- **TASK TO CARRY OUT**: Restate the material word for word and leave out anything that is a picture.

----------------

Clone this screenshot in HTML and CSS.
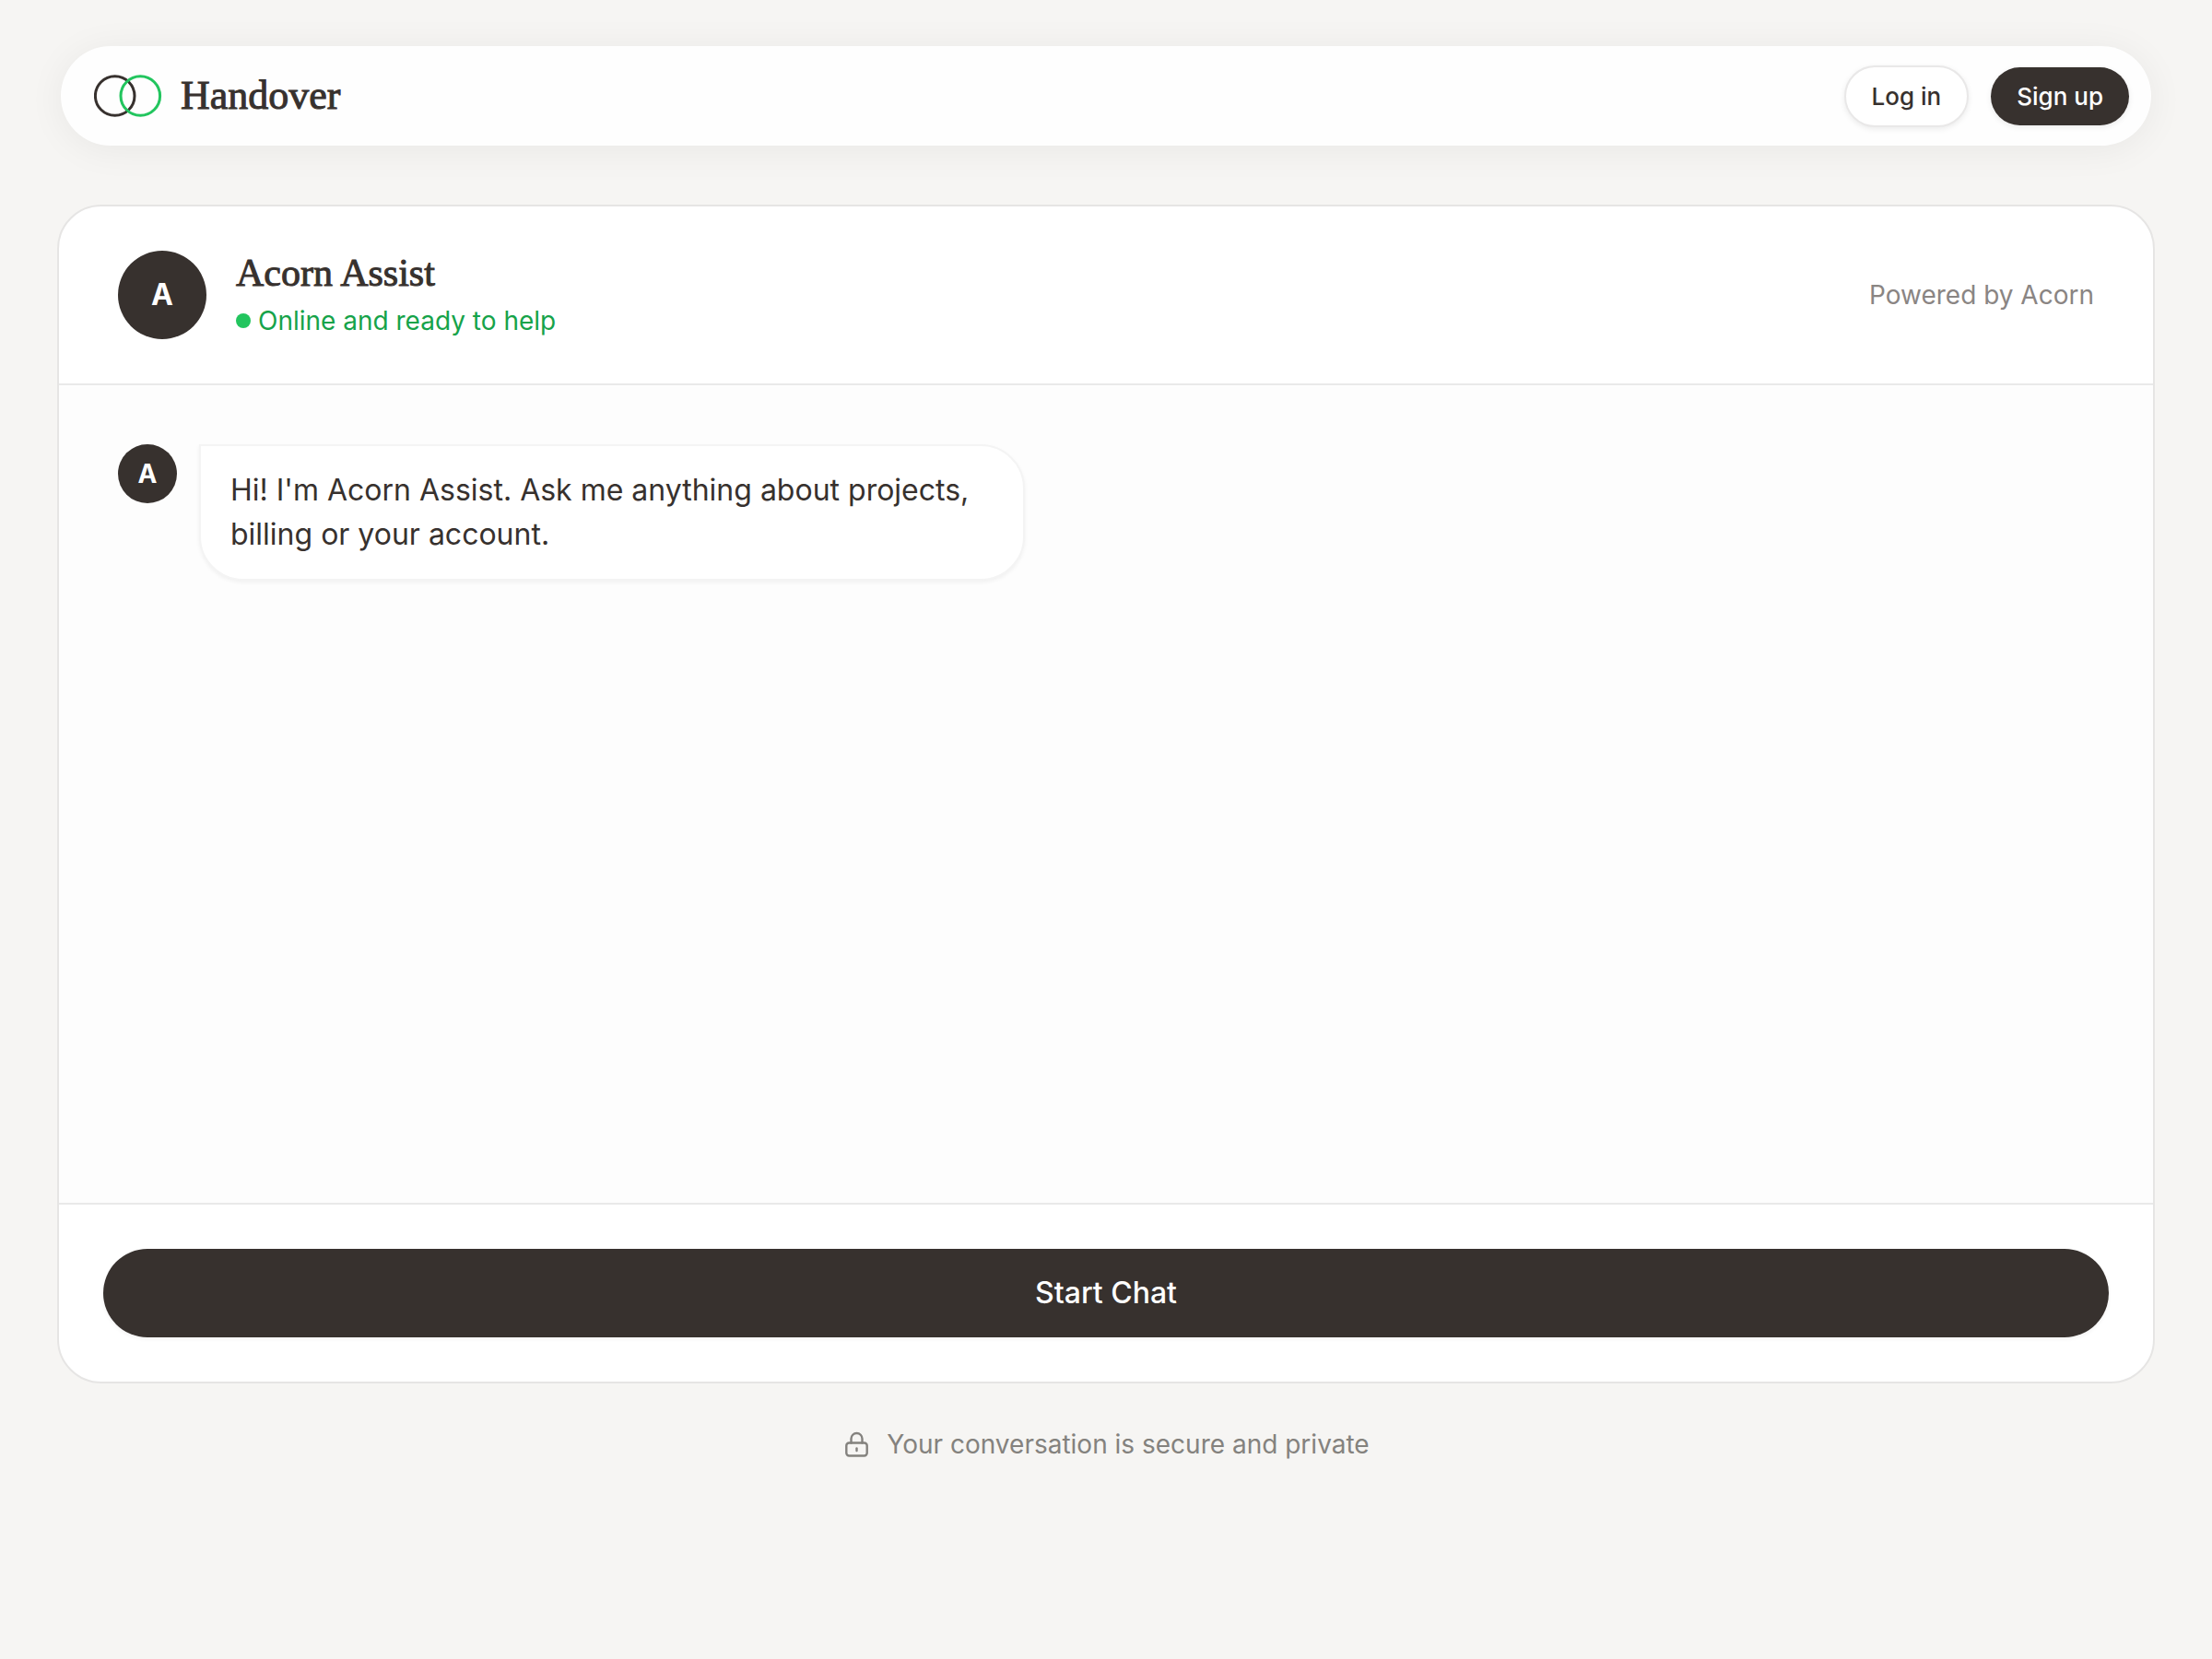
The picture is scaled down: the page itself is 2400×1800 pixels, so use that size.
FILE: index.html
```html
<!DOCTYPE html>
<html lang="en">
<head>
    <meta charset="UTF-8">
    <meta name="viewport" content="width=device-width, initial-scale=1.0">
    <title>Acorn Assist | Handover</title>
    <link rel="stylesheet" href="styles.css">
</head>
<body>
    <header class="navbar">
        <a class="brand" href="#">
            <svg class="brand-logo" viewBox="0 0 74 48" fill="none" stroke-width="3" aria-hidden="true">
                <circle cx="22.7" cy="24" r="21.3" stroke="#37312e"/>
                <circle cx="50.3" cy="24" r="21.3" stroke="#22c55e"/>
            </svg>
            <span class="brand-name">Handover</span>
        </a>
        <nav class="nav-actions">
            <button class="btn btn-light" type="button">Log in</button>
            <button class="btn btn-dark" type="button">Sign up</button>
        </nav>
    </header>

    <main class="chat">
        <div class="chat-header">
            <div class="avatar avatar-large">A</div>
            <div class="agent">
                <h1>Acorn Assist</h1>
                <p class="status"><span class="dot"></span>Online and ready to help</p>
            </div>
            <p class="powered">Powered by Acorn</p>
        </div>
        <div class="messages">
            <div class="message">
                <div class="avatar">A</div>
                <p class="bubble">Hi! I'm Acorn Assist. Ask me anything about projects, billing or your account.</p>
            </div>
        </div>
        <div class="chat-footer">
            <button class="start" type="button">Start Chat</button>
        </div>
    </main>

    <footer class="secure">
        <svg class="lock" viewBox="0 0 32 32" fill="none" stroke="currentColor" stroke-width="2.4" stroke-linecap="round" stroke-linejoin="round" aria-hidden="true">
            <rect x="4.300" y="14.500" width="22.400" height="14" rx="3"/>
            <path d="M9.500 14.500V10a6 6 0 0 1 12 0v4.500"/>
            <path d="M15.500 20.500v2.500"/>
        </svg>
        <span>Your conversation is secure and private</span>
    </footer>
</body>
</html>
```
FILE: styles.css
```css
* {
    box-sizing: border-box;
}
body {
    margin: 0;
    padding: 50px 62px 64px;
    font-family: Inter, "Liberation Sans", sans-serif;
    font-size: 28px;
    line-height: 40px;
    color: #37312e;
    background: #f6f5f3;
}
h1, p {
    margin: 0;
}
button {
    font-family: inherit;
    font-weight: 500;
    cursor: pointer;
}
.navbar {
    display: flex;
    align-items: center;
    justify-content: space-between;
    height: 108px;
    margin: 0 4px 64px;
    padding: 0 24px 0 36px;
    background: #fefefe;
    border-radius: 54px;
    box-shadow: 0 4px 40px rgba(0, 0, 0, 0.06);
}
.brand {
    display: flex;
    align-items: center;
    gap: 20px;
    color: inherit;
    text-decoration: none;
}
.brand-logo {
    width: 74px;
    height: 48px;
}
.brand-name {
    font-family: "Liberation Serif", serif;
    font-size: 44px;
    line-height: 56px;
    -webkit-text-stroke: 1px currentColor;
}
.nav-actions {
    display: flex;
    align-items: center;
    gap: 24px;
}
.btn {
    padding: 13px 28px 12px;
    font-size: 26px;
    line-height: 38px;
    border: none;
    border-radius: 34px;
    box-shadow: 0 2px 6px rgba(0, 0, 0, 0.08);
}
.btn-light {
    color: #37312e;
    background: #fff;
    border: 2px solid #e9e8e8;
}
.btn-dark {
    color: #fff;
    background: #37312e;
}
.chat {
    background: #fff;
    border: 2px solid #e6e5e4;
    border-radius: 48px;
    overflow: hidden;
}
.chat-header {
    display: flex;
    align-items: center;
    gap: 32px;
    padding: 48px 64px;
    border-bottom: 2px solid #e9e9e9;
}
.avatar {
    display: flex;
    flex-shrink: 0;
    align-items: center;
    justify-content: center;
    width: 64px;
    height: 64px;
    font-weight: 700;
    color: #fff;
    background: #37312e;
    border-radius: 50%;
}
.avatar-large {
    width: 96px;
    height: 96px;
    font-size: 32px;
}
.agent {
    flex: 1;
}
h1 {
    margin-bottom: 8px;
    font-family: "Liberation Serif", serif;
    font-size: 42px;
    font-weight: 400;
    line-height: 48px;
    -webkit-text-stroke: 1px currentColor;
}
.status {
    display: flex;
    align-items: center;
    gap: 8px;
    color: #16a34a;
}
.dot {
    width: 16px;
    height: 16px;
    background: #22c55e;
    border-radius: 50%;
}
.powered {
    color: #8a8583;
}
.messages {
    min-height: 887px;
    padding: 64px;
    background: #fdfdfd;
}
.message {
    display: flex;
    align-items: flex-start;
    gap: 24px;
}
.bubble {
    max-width: 896px;
    padding: 24px 32px;
    font-size: 32px;
    line-height: 48px;
    background: #fff;
    border: 2px solid #f4f4f4;
    border-radius: 0 48px 48px 48px;
    box-shadow: 0 2px 4px rgba(0, 0, 0, 0.05);
}
.chat-footer {
    padding: 48px;
    border-top: 2px solid #e9e9e9;
}
.start {
    display: block;
    width: 100%;
    padding: 24px;
    font-size: 32px;
    line-height: 48px;
    color: #fff;
    background: #37312e;
    border: none;
    border-radius: 48px;
    box-shadow: 0 2px 4px rgba(0, 0, 0, 0.05);
}
.secure {
    display: flex;
    align-items: center;
    justify-content: center;
    gap: 16px;
    margin-top: 46px;
    color: #84827e;
}
.lock {
    width: 32px;
    height: 32px;
}
```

----------------

- **WRITTEN SOLUTION**:
Clone this screenshot in HTML and CSS.
The picture is scaled down: the page itself is 2400×1800 pixels, so use that size.
FILE: index.html
```html
<!DOCTYPE html>
<html lang="en">
<head>
    <meta charset="UTF-8">
    <meta name="viewport" content="width=device-width, initial-scale=1.0">
    <title>Acorn Assist | Handover</title>
    <link rel="stylesheet" href="styles.css">
</head>
<body>
    <header class="navbar">
        <a class="brand" href="#">
            <svg class="brand-logo" viewBox="0 0 74 48" fill="none" stroke-width="3" aria-hidden="true">
                <circle cx="22.7" cy="24" r="21.3" stroke="#37312e"/>
                <circle cx="50.3" cy="24" r="21.3" stroke="#22c55e"/>
            </svg>
            <span class="brand-name">Handover</span>
        </a>
        <nav class="nav-actions">
            <button class="btn btn-light" type="button">Log in</button>
            <button class="btn btn-dark" type="button">Sign up</button>
        </nav>
    </header>

    <main class="chat">
        <div class="chat-header">
            <div class="avatar avatar-large">A</div>
            <div class="agent">
                <h1>Acorn Assist</h1>
                <p class="status"><span class="dot"></span>Online and ready to help</p>
            </div>
            <p class="powered">Powered by Acorn</p>
        </div>
        <div class="messages">
            <div class="message">
                <div class="avatar">A</div>
                <p class="bubble">Hi! I'm Acorn Assist. Ask me anything about projects, billing or your account.</p>
            </div>
        </div>
        <div class="chat-footer">
            <button class="start" type="button">Start Chat</button>
        </div>
    </main>

    <footer class="secure">
        <svg class="lock" viewBox="0 0 32 32" fill="none" stroke="currentColor" stroke-width="2.4" stroke-linecap="round" stroke-linejoin="round" aria-hidden="true">
            <rect x="4.300" y="14.500" width="22.400" height="14" rx="3"/>
            <path d="M9.500 14.500V10a6 6 0 0 1 12 0v4.500"/>
            <path d="M15.500 20.500v2.500"/>
        </svg>
        <span>Your conversation is secure and private</span>
    </footer>
</body>
</html>
```
FILE: styles.css
```css
* {
    box-sizing: border-box;
}
body {
    margin: 0;
    padding: 50px 62px 64px;
    font-family: Inter, "Liberation Sans", sans-serif;
    font-size: 28px;
    line-height: 40px;
    color: #37312e;
    background: #f6f5f3;
}
h1, p {
    margin: 0;
}
button {
    font-family: inherit;
    font-weight: 500;
    cursor: pointer;
}
.navbar {
    display: flex;
    align-items: center;
    justify-content: space-between;
    height: 108px;
    margin: 0 4px 64px;
    padding: 0 24px 0 36px;
    background: #fefefe;
    border-radius: 54px;
    box-shadow: 0 4px 40px rgba(0, 0, 0, 0.06);
}
.brand {
    display: flex;
    align-items: center;
    gap: 20px;
    color: inherit;
    text-decoration: none;
}
.brand-logo {
    width: 74px;
    height: 48px;
}
.brand-name {
    font-family: "Liberation Serif", serif;
    font-size: 44px;
    line-height: 56px;
    -webkit-text-stroke: 1px currentColor;
}
.nav-actions {
    display: flex;
    align-items: center;
    gap: 24px;
}
.btn {
    padding: 13px 28px 12px;
    font-size: 26px;
    line-height: 38px;
    border: none;
    border-radius: 34px;
    box-shadow: 0 2px 6px rgba(0, 0, 0, 0.08);
}
.btn-light {
    color: #37312e;
    background: #fff;
    border: 2px solid #e9e8e8;
}
.btn-dark {
    color: #fff;
    background: #37312e;
}
.chat {
    background: #fff;
    border: 2px solid #e6e5e4;
    border-radius: 48px;
    overflow: hidden;
}
.chat-header {
    display: flex;
    align-items: center;
    gap: 32px;
    padding: 48px 64px;
    border-bottom: 2px solid #e9e9e9;
}
.avatar {
    display: flex;
    flex-shrink: 0;
    align-items: center;
    justify-content: center;
    width: 64px;
    height: 64px;
    font-weight: 700;
    color: #fff;
    background: #37312e;
    border-radius: 50%;
}
.avatar-large {
    width: 96px;
    height: 96px;
    font-size: 32px;
}
.agent {
    flex: 1;
}
h1 {
    margin-bottom: 8px;
    font-family: "Liberation Serif", serif;
    font-size: 42px;
    font-weight: 400;
    line-height: 48px;
    -webkit-text-stroke: 1px currentColor;
}
.status {
    display: flex;
    align-items: center;
    gap: 8px;
    color: #16a34a;
}
.dot {
    width: 16px;
    height: 16px;
    background: #22c55e;
    border-radius: 50%;
}
.powered {
    color: #8a8583;
}
.messages {
    min-height: 887px;
    padding: 64px;
    background: #fdfdfd;
}
.message {
    display: flex;
    align-items: flex-start;
    gap: 24px;
}
.bubble {
    max-width: 896px;
    padding: 24px 32px;
    font-size: 32px;
    line-height: 48px;
    background: #fff;
    border: 2px solid #f4f4f4;
    border-radius: 0 48px 48px 48px;
    box-shadow: 0 2px 4px rgba(0, 0, 0, 0.05);
}
.chat-footer {
    padding: 48px;
    border-top: 2px solid #e9e9e9;
}
.start {
    display: block;
    width: 100%;
    padding: 24px;
    font-size: 32px;
    line-height: 48px;
    color: #fff;
    background: #37312e;
    border: none;
    border-radius: 48px;
    box-shadow: 0 2px 4px rgba(0, 0, 0, 0.05);
}
.secure {
    display: flex;
    align-items: center;
    justify-content: center;
    gap: 16px;
    margin-top: 46px;
    color: #84827e;
}
.lock {
    width: 32px;
    height: 32px;
}
```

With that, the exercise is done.